Review
"'Of all cultural assets, the public domain is at once the most valuable and the most contentious. It is the source from which authors, inventors, designers and creators derive the building blocks with which they construct their intellectual edifices. Yet the status of so much of its content is ambiguous: each integer within the public domain may be free for all to use; it may be fused with other units to form a piece of intellectual property - or it may even simultaneously be both. The panel of contributors presents the views of creators and of consumers, of believers and of iconoclasts, of those who wish to retain the sanctity of the public domain as an open resource and those who see its justification not in what it contains but in what can be extracted from it for private gain.
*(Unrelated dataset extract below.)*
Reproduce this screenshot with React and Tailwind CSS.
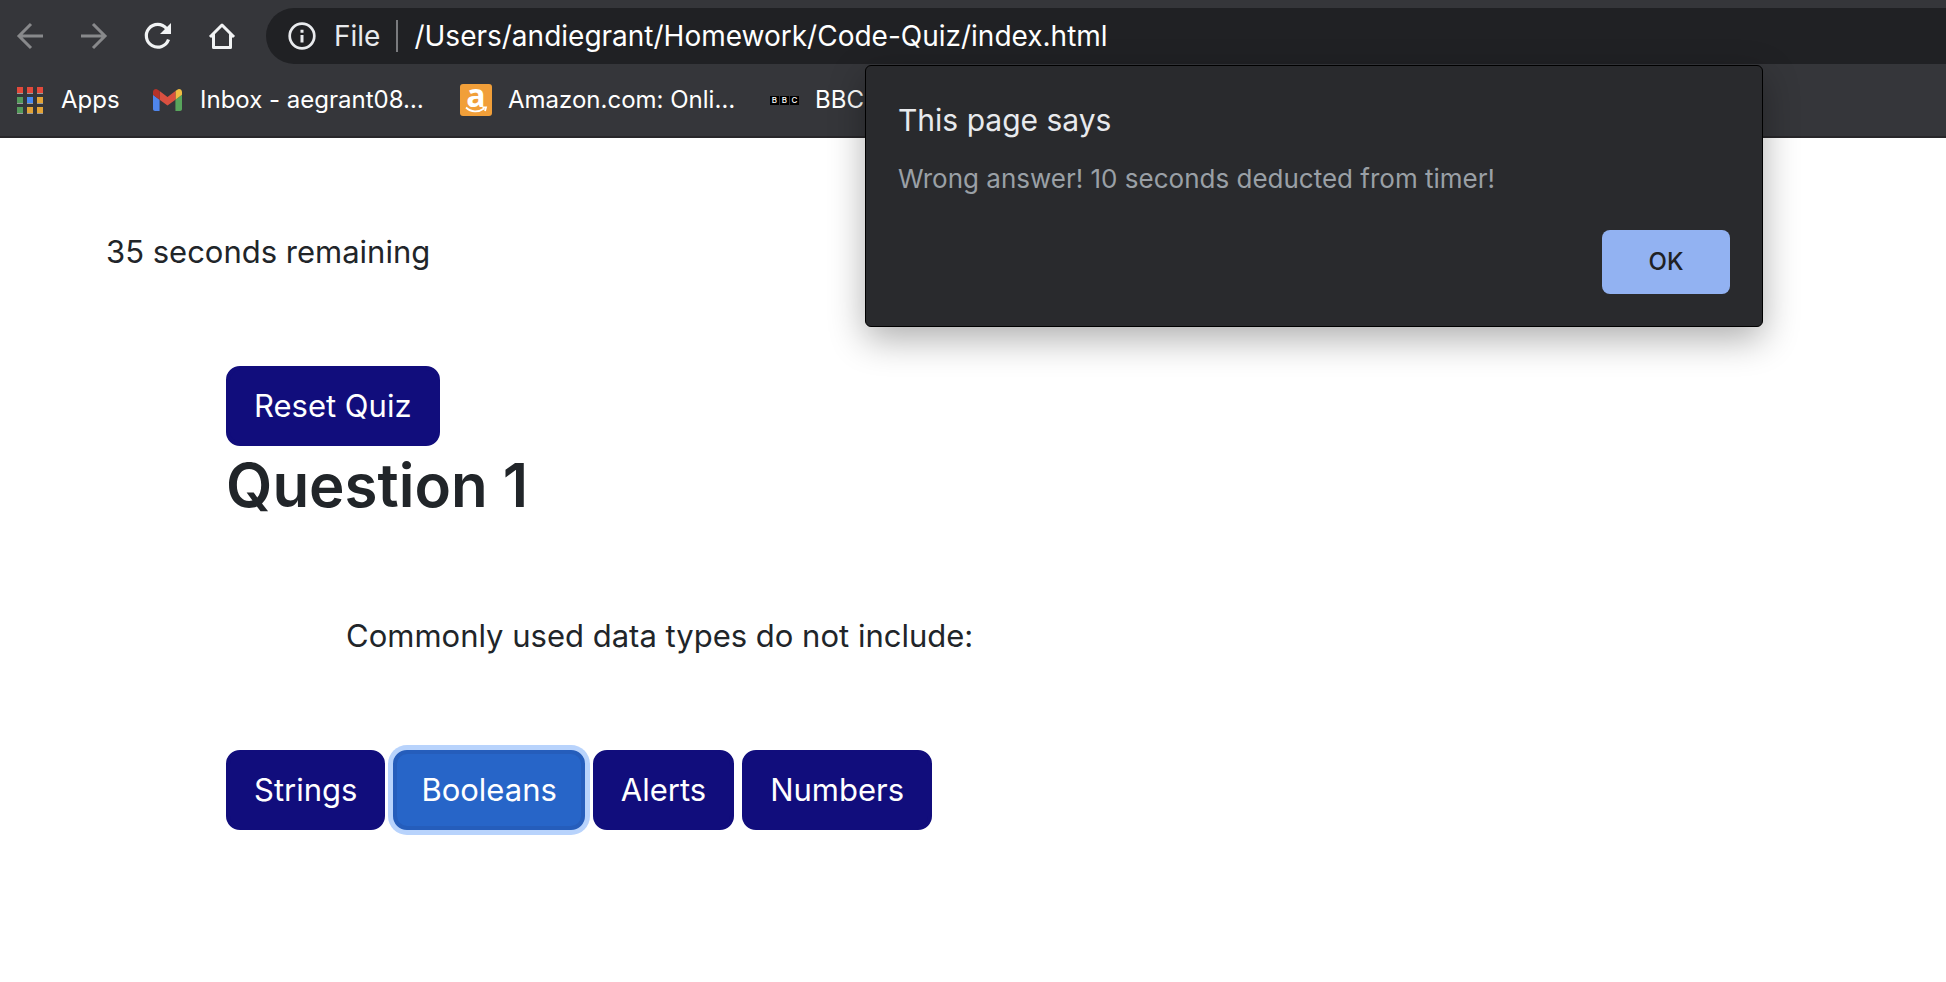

It is impossible to read this volume without putting one's cherished notions at risk.' - Jeremy Phillips, Queen Mary, University of London and Slaughter and May, UK"
Product Description
As technological progress marches on, so anxiety over the shape of the public domain is likely to continue if not increase. This collection helps to define the boundaries within which the debate over the shape of law and policy should take place. From historical analysis to discussion of contemporary developments, the importance of the public domain in its cultural and scientific contexts is explored by lawyers, scientists, economists, librarians, journalists and entrepreneurs. The contributions will both deepen and enliven the reader's understanding of the public domain in its many guises, and will also serve to highlight the public domain's key role in innovation. This book will appeal not only to students and researchers coming from a variety of fields, but also to policy-makers in the IP field and those more generally interested in the public domain, as well as those more directly involved in the current movements towards open access, open science and open source.